Menurutnya, setiap setiap institusi penegakan hukum memiliki kewenangannya. Mulai kepolisian dengan penyidikannya, jaksa dengan penuntutannya, dan hakim dengan vonis hukumannya. Sedangkan Kemenkumham berwenang mengelola warga binaan, termasuk pemberian remisi. Ia berpandangan pembeian remisi menjadi hak setiap terpidana.

Jika ingin memperberat dan memberikan perlakuan khusus terhadap terpidana pelaku kejahatan luar biasa, maka berada di ranah penuntutan dan pengadilan. Semestinya, jaksa memberikan tuntutan hukuman berat terhadap koruptor misalnya. Dengan begitu, hakim akan memberikan pertimbangan hukum untuk kemudian memberikan hukuman setimpal dengan bukti di persidangan.

“Kalau mau menghukum berat yang di mulai di jaksa untuk menuntut berat, kemudian hakim menghukum. Jangan diserahkan ke saya pas dihukum ringan. Kalau jaksa pintu masuk untuk menghukum seberat-beratnya. Jadi kita mau meletakan sistemnya. Kita mau kasih remisi sedikit, saya dimaki-maki,” ujarnya.

Prinsipnya, kata Yasonna, ia mengamini agar koruptor diganjar hukuman berat. Oleh sebab itu perlunya mekanisme yang jelas. Misalnya kata Yasonna, koruptor mendapat remisi setelah menjalani hukuman dua tahun. Kendati begitu, perlunya merevisi PP 99/2012 dengan seluruh stakeholder.

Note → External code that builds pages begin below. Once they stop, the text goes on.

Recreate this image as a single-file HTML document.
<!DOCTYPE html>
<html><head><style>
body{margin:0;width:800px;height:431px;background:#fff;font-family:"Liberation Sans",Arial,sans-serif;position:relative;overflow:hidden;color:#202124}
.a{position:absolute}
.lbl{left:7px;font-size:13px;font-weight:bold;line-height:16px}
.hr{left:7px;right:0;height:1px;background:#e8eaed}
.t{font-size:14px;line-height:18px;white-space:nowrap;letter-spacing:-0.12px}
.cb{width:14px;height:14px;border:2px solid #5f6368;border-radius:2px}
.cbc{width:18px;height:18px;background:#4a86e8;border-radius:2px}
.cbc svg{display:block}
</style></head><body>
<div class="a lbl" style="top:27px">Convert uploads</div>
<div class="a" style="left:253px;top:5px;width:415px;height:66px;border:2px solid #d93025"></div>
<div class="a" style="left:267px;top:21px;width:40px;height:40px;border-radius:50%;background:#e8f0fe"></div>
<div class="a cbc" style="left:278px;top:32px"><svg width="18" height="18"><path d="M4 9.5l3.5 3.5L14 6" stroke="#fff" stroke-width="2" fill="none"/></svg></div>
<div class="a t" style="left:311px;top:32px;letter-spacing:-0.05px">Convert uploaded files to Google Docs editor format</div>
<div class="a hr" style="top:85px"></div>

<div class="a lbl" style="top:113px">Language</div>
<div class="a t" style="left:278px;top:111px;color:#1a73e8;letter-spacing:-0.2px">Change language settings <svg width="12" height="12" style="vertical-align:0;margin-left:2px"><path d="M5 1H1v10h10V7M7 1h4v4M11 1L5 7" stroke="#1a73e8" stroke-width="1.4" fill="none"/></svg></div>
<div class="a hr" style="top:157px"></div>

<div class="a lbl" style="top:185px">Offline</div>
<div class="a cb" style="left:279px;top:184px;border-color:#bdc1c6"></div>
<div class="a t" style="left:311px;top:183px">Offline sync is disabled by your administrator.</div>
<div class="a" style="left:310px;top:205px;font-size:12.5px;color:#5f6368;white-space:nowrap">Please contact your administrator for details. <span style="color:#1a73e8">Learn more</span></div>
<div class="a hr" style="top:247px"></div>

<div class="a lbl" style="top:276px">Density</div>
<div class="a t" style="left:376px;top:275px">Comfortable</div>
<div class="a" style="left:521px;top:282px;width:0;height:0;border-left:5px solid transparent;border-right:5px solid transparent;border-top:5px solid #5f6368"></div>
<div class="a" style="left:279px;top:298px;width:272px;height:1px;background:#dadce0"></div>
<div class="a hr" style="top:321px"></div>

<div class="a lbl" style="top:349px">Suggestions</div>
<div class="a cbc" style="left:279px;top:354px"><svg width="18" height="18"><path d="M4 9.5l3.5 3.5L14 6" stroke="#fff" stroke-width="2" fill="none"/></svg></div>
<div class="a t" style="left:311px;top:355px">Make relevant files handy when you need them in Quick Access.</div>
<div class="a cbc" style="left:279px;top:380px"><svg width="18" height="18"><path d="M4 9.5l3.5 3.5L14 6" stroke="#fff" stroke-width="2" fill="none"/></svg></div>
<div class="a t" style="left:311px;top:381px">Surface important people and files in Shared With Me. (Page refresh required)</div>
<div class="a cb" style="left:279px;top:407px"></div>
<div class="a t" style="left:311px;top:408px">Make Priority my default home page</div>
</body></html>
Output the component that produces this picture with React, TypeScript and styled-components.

“Jangan anggap kita mau bagi-bagi dan obral remisi. Tetap ada tim yang minta masukan misalnya ke KPK untuk mengetahui kejahatan narapidana, juga ke polisi. Kemudian ada psikolog unutk dimintakan masukan terkait narapidana yang akan diberi remisi. Jadi kita lakukan ketat, baru masuk ke remisi online, supaya tidak ada dusta di antara kita,” katanya.

Wakil Ketua Komisi III Benny K Harman berpandangan, remisi menjadi kewenangan pemerintah. Namun pemberatan hukuman mesti berada di tingkat penuntutan dan hakim pengadilan. Remisi memang tetap menjadi hak warga binaan. Kendati begitu, Benny menyindir Yasonna.

“Presiden Jokowi mengatakan remisi untuk koruptor tidak boleh diberikan. Kalau presiden sikap seperti itu, mestinya Menkumham punya sikap yang sama. Tolong Pak Menkumham sampaikan ke presiden harus melaksanakan UU, bukan melaksanakan keinginannya,” pungkas politisi Partai Demokrat itu.